### Your instructions
How many lines hold the string "styled"? Reply with the number alone.

### Data

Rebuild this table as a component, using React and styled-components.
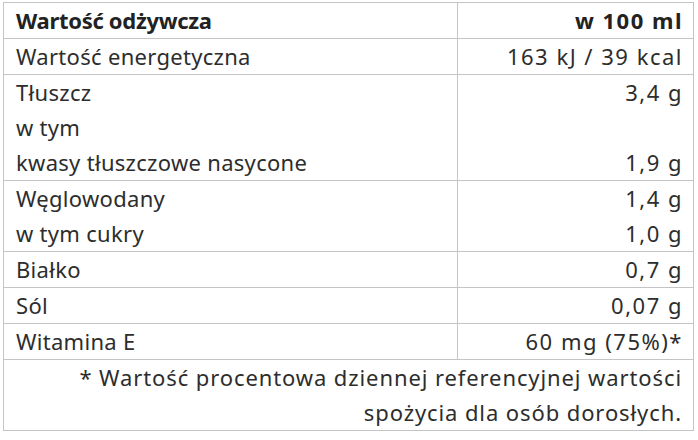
import styled, { createGlobalStyle } from "styled-components";

const Global = createGlobalStyle`
  body {
    margin: 0;
    background: #fff;
    font-family: "Noto Sans", "Open Sans", sans-serif;
  }
`;

const Wrap = styled.div`
  padding: 2px 5px 0 3px;
`;

const Table = styled.table`
  width: 691px;
  border-collapse: collapse;
  font-size: 22px;
  line-height: 35px;
  color: #2d2d2d;
`;

const Cell = styled.td`
  border: 1px solid #c4c4c4;
  padding: ${(p) => (p.$right ? "0 10px 0 12px" : "0 11px 0 12px")};
  text-align: ${(p) => (p.$right ? "right" : "left")};
  vertical-align: top;
  font-weight: ${(p) => (p.$bold ? 700 : 400)};
  color: ${(p) => (p.$bold ? "#222" : "inherit")};
  letter-spacing: ${(p) =>
    p.$right ? "1.5px" : p.$bold ? "-0.3px" : "0.3px"};
  width: ${(p) => p.$w || "auto"};
`;

const Note = styled.td`
  border: 1px solid #c4c4c4;
  padding: 0 11px 0 12px;
  text-align: right;
  letter-spacing: 0.9px;
`;

const rows = [
  { name: ["Wartość energetyczna"], value: ["163 kJ / 39 kcal"] },
  { name: ["Tłuszcz", "w tym", "kwasy tłuszczowe nasycone"], value: ["3,4 g", "", "1,9 g"] },
  { name: ["Węglowodany", "w tym cukry"], value: ["1,4 g", "1,0 g"] },
  { name: ["Białko"], value: ["0,7 g"] },
  { name: ["Sól"], value: ["0,07 g"] },
  { name: ["Witamina E"], value: ["60 mg (75%)*"] },
];

const Lines = ({ items }) =>
  items.map((t, i) => (
    <div key={i}>{t || "\u00a0"}</div>
  ));

export default function App() {
  return (
    <Wrap>
      <Global />
      <Table>
        <tbody>
          <tr>
            <Cell $bold $w="430px">Wartość odżywcza</Cell>
            <Cell $bold $right>w 100 ml</Cell>
          </tr>
          {rows.map((r) => (
            <tr key={r.name[0]}>
              <Cell>
                <Lines items={r.name} />
              </Cell>
              <Cell $right>
                <Lines items={r.value} />
              </Cell>
            </tr>
          ))}
          <tr>
            <Note colSpan={2}>
              * Wartość procentowa dziennej referencyjnej wartości
              <br />
              spożycia dla osób dorosłych.
            </Note>
          </tr>
        </tbody>
      </Table>
    </Wrap>
  );
}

### Output for this exercise
6